Gentle ways to learn your Note Neighbours
Lately we've been exploring how learning piano gets easier when you see groups of notes as little neighbourhoods around your piano. Today, let's talk about ways you can learn your Note Neighbourhoods gently, in a way that honours your natural energy, attention, and emotions, so that every part of you feels welcome in the learning process.
In this final video in my Note Neighbours series, I'll share some of the tools and strategies I use with my own beginner students to help note reading feel less overwhelming.
Try it for yourself!
I’ve created a free Note Neighbours practice book to help you apply what we explored in the video! It includes eight short melodies — four in the treble clef, four in the bass clef — designed to support your growing fluency with treble G, middle C, and bass F.
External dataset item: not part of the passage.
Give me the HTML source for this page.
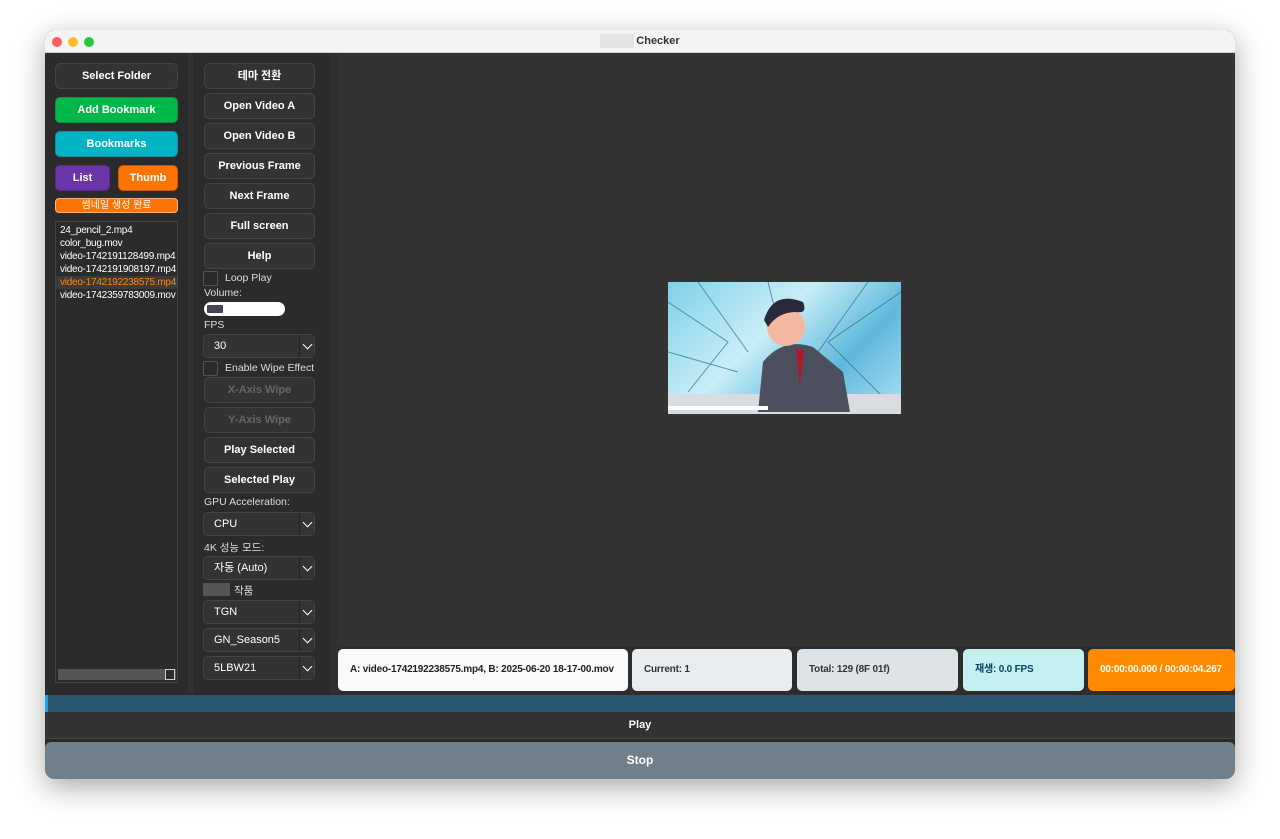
<!DOCTYPE html>
<html><head><meta charset="utf-8"><style>
*{box-sizing:border-box;margin:0;padding:0}
body{width:1280px;height:839px;background:#fff;position:relative;overflow:hidden;font-family:"Liberation Sans","Noto Sans CJK KR",sans-serif;}
.win{position:absolute;left:45px;top:30px;width:1190px;height:749px;border-radius:10px;overflow:hidden;background:#2a2a2a;box-shadow:0 8px 30px rgba(0,0,0,.35)}
.title{position:absolute;left:0;top:0;width:100%;height:23px;background:#f4f4f4;border-bottom:1px solid #d0d0d0;font-size:11px;font-weight:bold;color:#333;text-align:center;line-height:23px}
.dot{position:absolute;top:7px;width:10px;height:10px;border-radius:50%}
.a{position:absolute}
.btn{position:absolute;border-radius:5px;background:#333;border:1px solid #444;color:#fff;font-size:11px;font-weight:bold;text-align:center}
.lbl{position:absolute;color:#ddd;font-size:10.5px}
.sel{position:absolute;left:158px;width:112px;height:24px;background:#333;border:1px solid #444;border-radius:5px;color:#fff;font-size:11px;line-height:22px;padding-left:10px}
.sel:after{content:"";position:absolute;right:0;top:0;width:14px;height:22px;border-left:1px solid #222;background:#353535}
.sel i{position:absolute;right:3px;top:6px;width:7px;height:7px;border-right:1.5px solid #fff;border-bottom:1.5px solid #fff;transform:rotate(45deg);z-index:2}
.chk{position:absolute;width:15px;height:15px;border:1px solid #555;border-radius:2px;background:#2a2a2a}
.st{position:absolute;top:619px;height:42px;border-radius:5px;font-size:10px;font-weight:bold;line-height:42px;padding-left:12px;letter-spacing:-0.2px}
</style></head><body>
<div class="win">
<div class="title"><span style="display:inline-block;width:34px;height:14px;background:#e4e4e4;vertical-align:middle;margin-right:2px"></span>Checker</div>
<div class="dot" style="left:7px;background:#fe5f57"></div>
<div class="dot" style="left:23px;background:#febc2e"></div>
<div class="dot" style="left:39px;background:#28c840"></div>
<div class="a" style="left:0;top:23px;width:143px;height:640px;background:#2b2b2b"></div>
<div class="a" style="left:143px;top:23px;width:5px;height:640px;background:#323232"></div>
<div class="a" style="left:148px;top:23px;width:137px;height:640px;background:#2b2b2b"></div>
<div class="a" style="left:285px;top:23px;width:8px;height:640px;background:#303030"></div>
<div class="btn" style="left:10px;top:33px;width:123px;height:26px;line-height:24px">Select Folder</div>
<div class="btn" style="left:10px;top:67px;width:123px;height:26px;line-height:24px;background:#00b84a;border-color:#1c8d3f">Add Bookmark</div>
<div class="btn" style="left:10px;top:101px;width:123px;height:26px;line-height:24px;background:#00b4c6;border-color:#1a8c98">Bookmarks</div>
<div class="btn" style="left:10px;top:135px;width:55px;height:26px;line-height:24px;background:#6a35a8;border-color:#55308a">List</div>
<div class="btn" style="left:73px;top:135px;width:60px;height:26px;line-height:24px;background:#ff7300;border-color:#c25a10">Thumb</div>
<div class="btn" style="left:10px;top:168px;width:123px;height:15px;line-height:13px;background:#ff7300;border-color:#ffb27a;font-weight:normal;font-size:10px;border-radius:4px">썸네일 생성 완료</div>
<div class="a" style="left:10px;top:191px;width:123px;height:462px;border:1px solid #444;background:#2b2b2b;font-size:10px;letter-spacing:-0.25px;color:#fff;line-height:13px;padding:2px 0 0 4px;overflow:hidden;white-space:nowrap">
24_pencil_2.mp4<br>color_bug.mov<br>video-1742191128499.mp4<br>video-1742191908197.mp4<br><span style="color:#ff8a00;background:#3a3a3a;display:inline-block;width:130px;margin-left:-4px;padding-left:4px">video-1742192238575.mp4</span><br>video-1742359783009.mov
<div class="a" style="left:2px;bottom:2px;width:118px;height:11px;background:#555"></div>
<div class="a" style="right:2px;bottom:2px;width:10px;height:11px;border:1px solid #ccc;background:#2b2b2b"></div>
</div>
<div class="btn" style="left:159px;top:33px;width:111px;height:26px;line-height:24px">테마 전환</div>
<div class="btn" style="left:159px;top:63px;width:111px;height:26px;line-height:24px">Open Video A</div>
<div class="btn" style="left:159px;top:93px;width:111px;height:26px;line-height:24px">Open Video B</div>
<div class="btn" style="left:159px;top:123px;width:111px;height:26px;line-height:24px">Previous Frame</div>
<div class="btn" style="left:159px;top:153px;width:111px;height:26px;line-height:24px">Next Frame</div>
<div class="btn" style="left:159px;top:183px;width:111px;height:26px;line-height:24px">Full screen</div>
<div class="btn" style="left:159px;top:213px;width:111px;height:26px;line-height:24px">Help</div>
<div class="chk" style="left:158px;top:241px"></div><div class="lbl" style="left:180px;top:242px">Loop Play</div>
<div class="lbl" style="left:159px;top:257px">Volume:</div>
<div class="a" style="left:159px;top:272px;width:81px;height:14px;border-radius:7px;background:#fff"><div class="a" style="left:3px;top:3px;width:16px;height:8px;background:#445;border-radius:1px"></div></div>
<div class="lbl" style="left:159px;top:289px">FPS</div>
<div class="sel" style="top:304px">30<i></i></div>
<div class="chk" style="left:158px;top:331px"></div><div class="lbl" style="left:180px;top:332px">Enable Wipe Effect</div>
<div class="btn" style="left:159px;top:347px;width:111px;height:26px;line-height:24px;color:#666">X-Axis Wipe</div>
<div class="btn" style="left:159px;top:377px;width:111px;height:26px;line-height:24px;color:#666">Y-Axis Wipe</div>
<div class="btn" style="left:159px;top:407px;width:111px;height:26px;line-height:24px">Play Selected</div>
<div class="btn" style="left:159px;top:437px;width:111px;height:26px;line-height:24px">Selected Play</div>
<div class="lbl" style="left:159px;top:466px">GPU Acceleration:</div>
<div class="sel" style="top:482px">CPU<i></i></div>
<div class="lbl" style="left:159px;top:510px">4K 성능 모드:</div>
<div class="sel" style="top:526px">자동 (Auto)<i></i></div>
<div class="a" style="left:158px;top:553px;width:27px;height:13px;background:#555"></div><div class="lbl" style="left:189px;top:553px">작품</div>
<div class="sel" style="top:570px">TGN<i></i></div>
<div class="sel" style="top:598px">GN_Season5<i></i></div>
<div class="sel" style="top:626px">5LBW21<i></i></div>
<div class="a" style="left:293px;top:23px;width:897px;height:594px;background:#333"></div>
<div class="a" style="left:623px;top:252px;width:233px;height:132px;overflow:hidden;background:linear-gradient(135deg,#7fd0ea,#c8eef7 40%,#5fb8dc 70%,#a9e2f2)">
<svg width="233" height="132" viewBox="0 0 233 132"><g stroke="#2a6f8a" stroke-width="1" fill="none" opacity=".7"><path d="M0 20L60 60L20 110M30 0L80 70M233 10L160 60L220 120M200 0L150 70M100 0L110 40M0 70L70 90"/></g>
<rect x="0" y="112" width="233" height="20" fill="#d8dce0"/>
<path d="M90 130 L95 80 Q115 55 145 65 L175 90 L182 130 Z" fill="#4c4f5e"/>
<circle cx="118" cy="45" r="19" fill="#f4b7a0"/>
<path d="M96 38 Q105 8 135 20 Q140 32 128 30 Q110 30 100 45Z" fill="#2a2a3a"/>
<path d="M128 68 L132 105 L136 68Z" fill="#b0182c"/>
<rect x="0" y="124" width="100" height="4" fill="#fff"/></svg></div>
<div class="a" style="left:293px;top:617px;width:897px;height:48px;background:#2d2d2d"></div>
<div class="st" style="left:293px;width:290px;background:#f8f9fb;color:#222">A: video-1742192238575.mp4, B: 2025-06-20 18-17-00.mov</div>
<div class="st" style="left:587px;width:160px;background:#e8ecef;color:#333">Current: 1</div>
<div class="st" style="left:752px;width:161px;background:#dde3e7;color:#333">Total: 129 (8F 01f)</div>
<div class="st" style="left:918px;width:121px;background:#c4f0f2;color:#046">재생: 0.0 FPS</div>
<div class="st" style="left:1043px;width:147px;background:#ff8a00;color:#fff">00:00:00.000 / 00:00:04.267</div>
<div class="a" style="left:0;top:665px;width:1190px;height:17px;background:#2b5670"><div style="width:3px;height:100%;background:#1ba3e8"></div></div>
<div class="a" style="left:0;top:682px;width:1190px;height:27px;background:#333;color:#fff;font-size:11px;font-weight:bold;text-align:center;line-height:27px;border-bottom:1px solid #444">Play</div>
<div class="a" style="left:0;top:712px;width:1190px;height:37px;background:#6f808a;color:#fff;font-size:12px;font-weight:bold;text-align:center;line-height:37px;border-radius:6px">Stop</div>
</div>
</body></html>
Download the Note Neighbours Practice Sheets for free by clicking the Download button. No sign-ups or email list required! :)
Want to go deeper?
If you enjoyed this approach, you might also like my Note Neighbours Flashcards, a printable set that walks you through all the note neighbourhoods! They’re great for visual learners and anyone looking to build note-reading fluency from the ground up.
A printable flashcard set for gently re-patterning how you see musical notes: in their relationship as neighbours!
A new way to think about note names
Most of us learned the alphabet through reading and spelling. We were trained to think in words — to associate A with apple or E with elephant.
But as musicians, we follow musical patterns that ask us to use familiar letters in new ways.
That’s where Note Neighbours come in!
On the piano, every note has neighbours. When you start to see these relationships clearly, reading and playing music becomes much more intuitive. These flashcards were designed to help you start noticing the small communities each note belongs to and gently shift the way you think about individual letters.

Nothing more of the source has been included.